--- SET EXERCISE ---
Quote the data below in full, minus the images.

--- MATERIAL PROVIDED ---
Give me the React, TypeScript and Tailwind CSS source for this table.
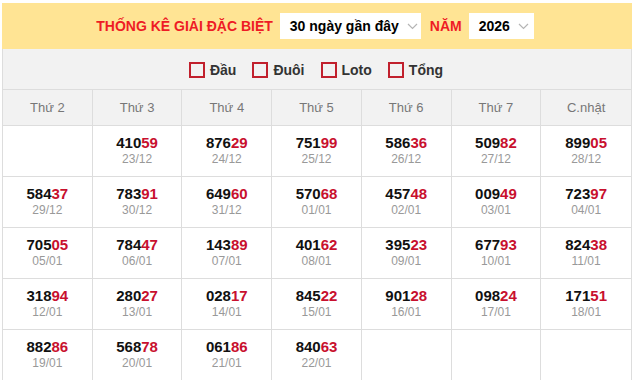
import React from 'react';

const DAYS = ['Thứ 2', 'Thứ 3', 'Thứ 4', 'Thứ 5', 'Thứ 6', 'Thứ 7', 'C.nhật'];

const ROWS: ([string, string] | null)[][] = [
  [null, ['41059', '23/12'], ['87629', '24/12'], ['75199', '25/12'], ['58636', '26/12'], ['50982', '27/12'], ['89905', '28/12']],
  [['58437', '29/12'], ['78391', '30/12'], ['64960', '31/12'], ['57068', '01/01'], ['45748', '02/01'], ['00949', '03/01'], ['72397', '04/01']],
  [['70505', '05/01'], ['78447', '06/01'], ['14389', '07/01'], ['40162', '08/01'], ['39523', '09/01'], ['67793', '10/01'], ['82438', '11/01']],
  [['31894', '12/01'], ['28027', '13/01'], ['02817', '14/01'], ['84522', '15/01'], ['90128', '16/01'], ['09824', '17/01'], ['17151', '18/01']],
  [['88286', '19/01'], ['56878', '20/01'], ['06186', '21/01'], ['84063', '22/01'], null, null, null],
];

const FILTERS = ['Đầu', 'Đuôi', 'Loto', 'Tổng'];

function Chevron() {
  return (
    <svg width="11" height="7" viewBox="0 0 11 7" fill="none" stroke="#b5b5b5" strokeWidth="1.2" className="ml-[8px]">
      <path d="M1 1l4.5 4.5L10 1" />
    </svg>
  );
}

function SelectBox({ label, width }: { label: string; width: string }) {
  return (
    <div className={`${width} h-[26px] bg-white flex items-center pl-[10px] text-[14px] font-bold text-black`}>
      <span>{label}</span>
      <Chevron />
    </div>
  );
}

export default function App() {
  return (
    <div className="ml-[2px] mt-[3px] w-[630px] font-['Liberation_Sans',Arial,sans-serif]">
      {/* Title bar */}
      <div className="h-[46px] bg-[#ffe494] flex items-center justify-center pr-[4px]">
        <span className="text-[14px] font-bold text-[#ee1c25] mr-[7px]">THỐNG KÊ GIẢI ĐẶC BIỆT</span>
        <SelectBox label="30 ngày gần đây" width="w-[141px]" />
        <span className="text-[14px] font-bold text-[#ee1c25] ml-[9px] mr-[7px]">NĂM</span>
        <SelectBox label="2026" width="w-[65px]" />
      </div>

      <div className="border-l border-r border-[#dddddd]">
        {/* Filters */}
        <div className="h-[41px] bg-[#f2f2f2] border-b border-[#dddddd] flex items-center justify-center gap-[16px] pr-[2px] pt-[2px]">
          {FILTERS.map((f) => (
            <label key={f} className="flex items-center gap-[5px]">
              <span className="w-[16px] h-[16px] border-2 border-[#c1202d] bg-[#f2f2f2]"></span>
              <span className="text-[14px] font-bold text-[#333333]">{f}</span>
            </label>
          ))}
        </div>

        {/* Day header */}
        <div className="grid grid-cols-7 bg-[#f2f2f2]">
          {DAYS.map((d, i) => (
            <div
              key={d}
              className={`h-[36px] flex items-center justify-center text-[13px] text-[#777777] border-b border-[#dddddd] ${i < 6 ? 'border-r' : ''}`}
            >
              {d}
            </div>
          ))}
        </div>

        {/* Results */}
        {ROWS.map((row, r) => (
          <div key={r} className="grid grid-cols-7 bg-white">
            {row.map((cell, i) => (
              <div
                key={i}
                className={`h-[51px] flex flex-col items-center justify-center border-b border-[#dddddd] ${i < 6 ? 'border-r' : ''}`}
              >
                {cell && (
                  <>
                    <div className="text-[15px] leading-[16px] font-bold text-[#111111]">
                      {cell[0].slice(0, 3)}
                      <span className="text-[#c8102e]">{cell[0].slice(3)}</span>
                    </div>
                    <div className="text-[12px] leading-[16px] text-[#999999]">{cell[1]}</div>
                  </>
                )}
              </div>
            ))}
          </div>
        ))}
      </div>
    </div>
  );
}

--- THE REPLY ---
Give me the React, TypeScript and Tailwind CSS source for this table.
import React from 'react';

const DAYS = ['Thứ 2', 'Thứ 3', 'Thứ 4', 'Thứ 5', 'Thứ 6', 'Thứ 7', 'C.nhật'];

const ROWS: ([string, string] | null)[][] = [
  [null, ['41059', '23/12'], ['87629', '24/12'], ['75199', '25/12'], ['58636', '26/12'], ['50982', '27/12'], ['89905', '28/12']],
  [['58437', '29/12'], ['78391', '30/12'], ['64960', '31/12'], ['57068', '01/01'], ['45748', '02/01'], ['00949', '03/01'], ['72397', '04/01']],
  [['70505', '05/01'], ['78447', '06/01'], ['14389', '07/01'], ['40162', '08/01'], ['39523', '09/01'], ['67793', '10/01'], ['82438', '11/01']],
  [['31894', '12/01'], ['28027', '13/01'], ['02817', '14/01'], ['84522', '15/01'], ['90128', '16/01'], ['09824', '17/01'], ['17151', '18/01']],
  [['88286', '19/01'], ['56878', '20/01'], ['06186', '21/01'], ['84063', '22/01'], null, null, null],
];

const FILTERS = ['Đầu', 'Đuôi', 'Loto', 'Tổng'];

function Chevron() {
  return (
    <svg width="11" height="7" viewBox="0 0 11 7" fill="none" stroke="#b5b5b5" strokeWidth="1.2" className="ml-[8px]">
      <path d="M1 1l4.5 4.5L10 1" />
    </svg>
  );
}

function SelectBox({ label, width }: { label: string; width: string }) {
  return (
    <div className={`${width} h-[26px] bg-white flex items-center pl-[10px] text-[14px] font-bold text-black`}>
      <span>{label}</span>
      <Chevron />
    </div>
  );
}

export default function App() {
  return (
    <div className="ml-[2px] mt-[3px] w-[630px] font-['Liberation_Sans',Arial,sans-serif]">
      {/* Title bar */}
      <div className="h-[46px] bg-[#ffe494] flex items-center justify-center pr-[4px]">
        <span className="text-[14px] font-bold text-[#ee1c25] mr-[7px]">THỐNG KÊ GIẢI ĐẶC BIỆT</span>
        <SelectBox label="30 ngày gần đây" width="w-[141px]" />
        <span className="text-[14px] font-bold text-[#ee1c25] ml-[9px] mr-[7px]">NĂM</span>
        <SelectBox label="2026" width="w-[65px]" />
      </div>

      <div className="border-l border-r border-[#dddddd]">
        {/* Filters */}
        <div className="h-[41px] bg-[#f2f2f2] border-b border-[#dddddd] flex items-center justify-center gap-[16px] pr-[2px] pt-[2px]">
          {FILTERS.map((f) => (
            <label key={f} className="flex items-center gap-[5px]">
              <span className="w-[16px] h-[16px] border-2 border-[#c1202d] bg-[#f2f2f2]"></span>
              <span className="text-[14px] font-bold text-[#333333]">{f}</span>
            </label>
          ))}
        </div>

        {/* Day header */}
        <div className="grid grid-cols-7 bg-[#f2f2f2]">
          {DAYS.map((d, i) => (
            <div
              key={d}
              className={`h-[36px] flex items-center justify-center text-[13px] text-[#777777] border-b border-[#dddddd] ${i < 6 ? 'border-r' : ''}`}
            >
              {d}
            </div>
          ))}
        </div>

        {/* Results */}
        {ROWS.map((row, r) => (
          <div key={r} className="grid grid-cols-7 bg-white">
            {row.map((cell, i) => (
              <div
                key={i}
                className={`h-[51px] flex flex-col items-center justify-center border-b border-[#dddddd] ${i < 6 ? 'border-r' : ''}`}
              >
                {cell && (
                  <>
                    <div className="text-[15px] leading-[16px] font-bold text-[#111111]">
                      {cell[0].slice(0, 3)}
                      <span className="text-[#c8102e]">{cell[0].slice(3)}</span>
                    </div>
                    <div className="text-[12px] leading-[16px] text-[#999999]">{cell[1]}</div>
                  </>
                )}
              </div>
            ))}
          </div>
        ))}
      </div>
    </div>
  );
}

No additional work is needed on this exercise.